16 Aralık 2023’te Zeynep ile İrfan Kaptan arasında yeni bir yazışma olmuştu:
Zeynep: Biz Gemlik’teyiz abi, berbat bir hava var. Bugün gece kalkacaktık, vazgeçtik.
Kaptan İrfan Çiriğ: Bu hava Gemlik’e vurmaz.
Zeynep: Yarına bakalım ama acayip soğuk.
Kaptan İrfan Çiriğ: İntihar olur. Şu an 40 mil esiyor. Sakın ha!
Zeynep: Evet, bayağı kötü.
“Kötü havaya meydan okur gibi çıkıyorlardı. Bunun kurbanı oldular. Beş bofor kuvvetinde havada liman başkanlığı size karışmaz. Ancak fırtınalı havalarda liman başkanlığı çıkışa izin vermez. Gemi aşırı yüklendiyse (overload), gemi seyrinde engel teşkil edecek teknik ve personel yetersizliği durumlarında liman başkanlığı seyir izni vermez. Bu gemi ise 50 yaşından büyük, zaten deforme olmuş durumda” diyen İrfan Kaptan Batuhan A’dan gelen acil durum sinyalini de değerlendirdi.

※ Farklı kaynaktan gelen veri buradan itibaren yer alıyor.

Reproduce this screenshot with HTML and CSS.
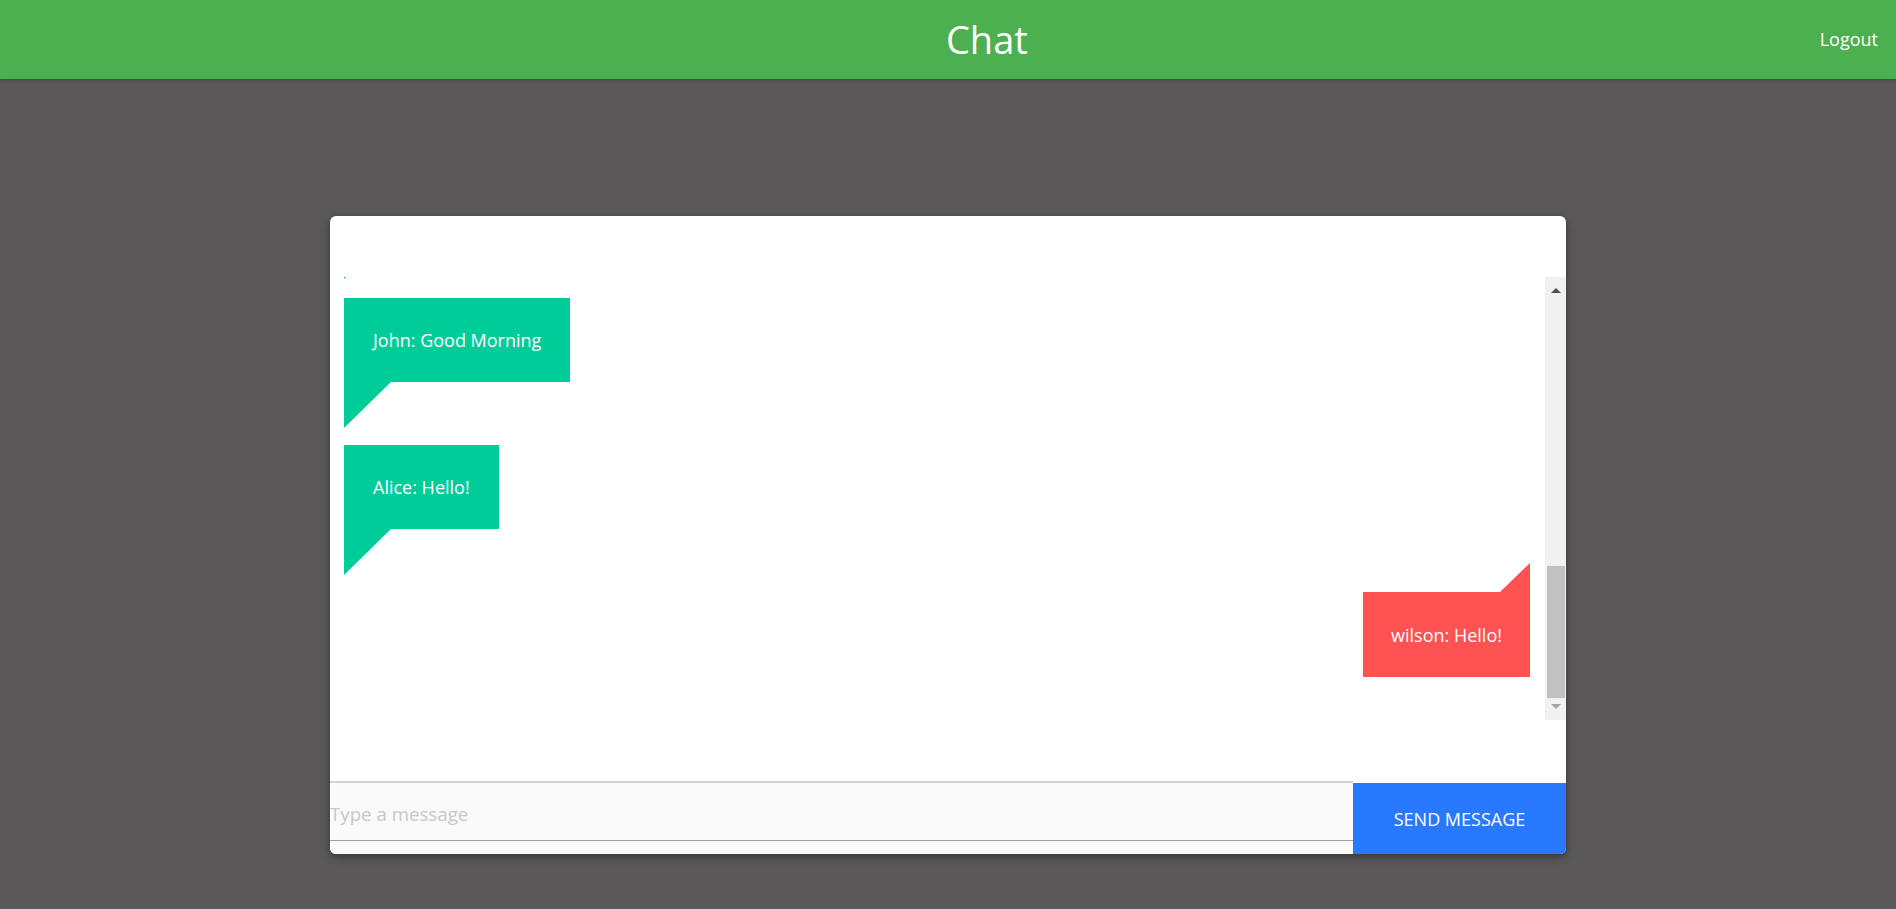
FILE: index.html
```html
<!DOCTYPE html>
<html lang="en">
<head>
<meta charset="utf-8">
<title>Chat</title>
<link rel="stylesheet" href="styles.css">
</head>
<body>
<header class="topbar">
  <div class="title">Chat</div>
  <a class="logout" href="#">Logout</a>
</header>
<main class="page">
  <section class="card">
    <div class="chat-area">
      <div class="messages">
        <div class="bubble left stub" aria-hidden="true"></div>
        <div class="bubble left">John: Good Morning</div>
        <div class="bubble left">Alice: Hello!</div>
        <div class="bubble right">wilson: Hello!</div>
      </div>
      <div class="scrollbar">
        <div class="sb-btn"><span class="arrow-up"></span></div>
        <div class="sb-track"><div class="sb-thumb"></div></div>
        <div class="sb-btn"><span class="arrow-down"></span></div>
      </div>
    </div>
    <div class="composer">
      <div class="input-wrap">
        <input class="msg-input" type="text" placeholder="Type a message">
      </div>
      <button class="send">SEND MESSAGE</button>
    </div>
  </section>
</main>
</body>
</html>
```

FILE: styles.css
```css
* { box-sizing: border-box; }

html, body {
  margin: 0;
  padding: 0;
}

body {
  background: #5a5858;
  font-family: "Open Sans", "Noto Sans", sans-serif;
  height: 909px;
  overflow: hidden;
}

.topbar {
  height: 79px;
  background: #4caf50;
  display: flex;
  align-items: center;
  box-shadow: 0 1px 3px rgba(0, 0, 0, 0.25);
  position: relative;
  z-index: 1;
}

.title {
  flex: 1;
  text-align: center;
  padding-left: 154px;
  color: #fff;
  font-size: 38px;
  line-height: 79px;
}

.logout {
  color: #fff;
  text-decoration: none;
  font-size: 18px;
  padding-right: 18px;
  margin-top: -2px;
}

.page {
  padding-top: 137px;
}

.card {
  width: 1236px;
  height: 638px;
  margin: 0 auto;
  background: #fff;
  border-radius: 6px;
  overflow: hidden;
  box-shadow: 0 3px 9px rgba(0, 0, 0, 0.4);
  display: flex;
  flex-direction: column;
  padding-top: 61px;
}

.chat-area {
  height: 443px;
  display: flex;
}

.messages {
  flex: 1;
  overflow: hidden;
  display: flex;
  flex-direction: column;
  justify-content: flex-end;
  align-items: flex-start;
  gap: 63px;
  padding: 0 15px 43px 14px;
}

.bubble {
  position: relative;
  color: #fff;
  font-size: 18px;
  line-height: 26px;
  padding: 29px 29px;
  flex-shrink: 0;
}

.bubble.stub {
  width: 150px;
  height: 84px;
  margin-bottom: 2px;
}

.bubble.stub::after {
  height: 44px;
  width: 45px;
}

.bubble.left {
  background: #00cc99;
}

.bubble.left::after {
  content: "";
  position: absolute;
  top: 100%;
  left: 0;
  width: 47px;
  height: 46px;
  background: #00cc99;
  clip-path: polygon(0 0, 100% 0, 0 100%);
}

.bubble.right {
  align-self: flex-end;
  background: #ff5252;
  padding: 30px 28px 29px 28px;
}

.bubble.right::before {
  content: "";
  position: absolute;
  bottom: 100%;
  right: 0;
  width: 30px;
  height: 29px;
  background: #ff5252;
  clip-path: polygon(100% 0, 100% 100%, 0 100%);
}

.scrollbar {
  width: 21px;
  background: #f1f1f1;
  display: flex;
  flex-direction: column;
}

.sb-btn {
  height: 22px;
  display: flex;
  align-items: center;
  justify-content: center;
}

.arrow-up {
  width: 0;
  height: 0;
  border-left: 5px solid transparent;
  border-right: 5px solid transparent;
  border-bottom: 5px solid #505050;
  margin-top: 4px;
}

.arrow-down {
  width: 0;
  height: 0;
  border-left: 5px solid transparent;
  border-right: 5px solid transparent;
  border-top: 5px solid #a3a3a3;
  margin-top: -6px;
}

.sb-track {
  flex: 1;
  display: flex;
  flex-direction: column;
  justify-content: flex-end;
  padding: 0 1px 0 2px;
}

.sb-thumb {
  height: 132px;
  background: #c1c1c1;
}

.composer {
  margin-top: auto;
  height: 73px;
  display: flex;
  align-items: flex-end;
}

.input-wrap {
  flex: 1;
  height: 73px;
  background: #fafafa;
  border-top: 2px solid #d3d3d3;
  padding-bottom: 13px;
}

.msg-input {
  display: block;
  width: 100%;
  height: 58px;
  border: none;
  border-bottom: 1px solid #a0a0a0;
  background: transparent;
  outline: none;
  padding: 4px 0 0 0;
  font-family: "Open Sans", "Noto Sans", sans-serif;
  font-size: 18.7px;
  color: #333;
}

.msg-input::placeholder {
  color: #c8c8c8;
}

.send {
  width: 213px;
  height: 71px;
  border: none;
  background: #2979ff;
  color: #fff;
  font-family: "Open Sans", "Noto Sans", sans-serif;
  font-size: 18px;
  padding: 0;
  cursor: pointer;
}
```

“Gemideki yağcı Ahmet gece 04.00 gibi kız arkadaşına mesaj atmış. Ambar kapakları üstündeki brandaların attığını, bunları tekrar ambar kapaklarının üstüne serip kamarasına geçtiğini yazmış” diyen İrfan Kaptan dahili hat seferi yapan gemilerin ambar kapaklarının sorunlu olduğunu, delikler bulunduğunu, bunun da bilinen bir gerçek olduğunu söyledi. Bu nedenle ambar kapaklarının üstüne branda serilip iple sabitlendiğini belirten İrfan Kaptan sinyalin gittiği ve kesildiği saati şöyle anlattı:
“Yani olaylar 06.32’de değil, daha önce başlıyor. Gemiler acil durumlarda sinyal gönderir, telsizden sesli olarak çevre gemilerden yardım istenir. Marmara Denizi’nde yoğun gemi trafiği var ve Marmara Denizi’nin güneyinde drift yapan, açıkta bekleyen birçok gemi olur. Telsizden çağrı yapılmış olsa belki de onlar bugün hayatta olabilirdi. Bir de batma, yangın gibi durumlarda pozisyon ve durum bildiren mesajlar var. Bu gemide tehlike sinyali gönderen DSC düğmesi dediğimiz kırmızı düğmeye basılır. Üç ya da beş saniyede sahil istasyonlarına geminin pozisyonunu ve durumunu bildirir. Zeynep bu düğmeye neden basmadı ya da basamadı bilmiyoruz. Bunlar çok ciddi soru işaretleri. Gemi altı ila yedi metre battıktan sonra deniz suyu basıncıyla su yüzeyine çıkan ve uydudan tehlike sinyali gönderen ‘epirp’ cihazı var. Bu cihaz da o durumda manuel olarak çalıştırabilirdi.”
Anne Nilüfer Kılınç da doğruluyor kızının korktuğunu: “Geminin eski olduğunu biz de biliyorduk, o da biliyordu. Gemi tamir de oldu, bakım da yapıldı. Böyle olacağını bilse durur muydu? Gelirdi kızım buraya. Kafkametler’in batışına çok üzülmüştü, korkmuştu. Orada ölenlerden biri de arkadaşıydı. ‘Anne, arkadaşımın cenazesi bulunamadı’ demişti.”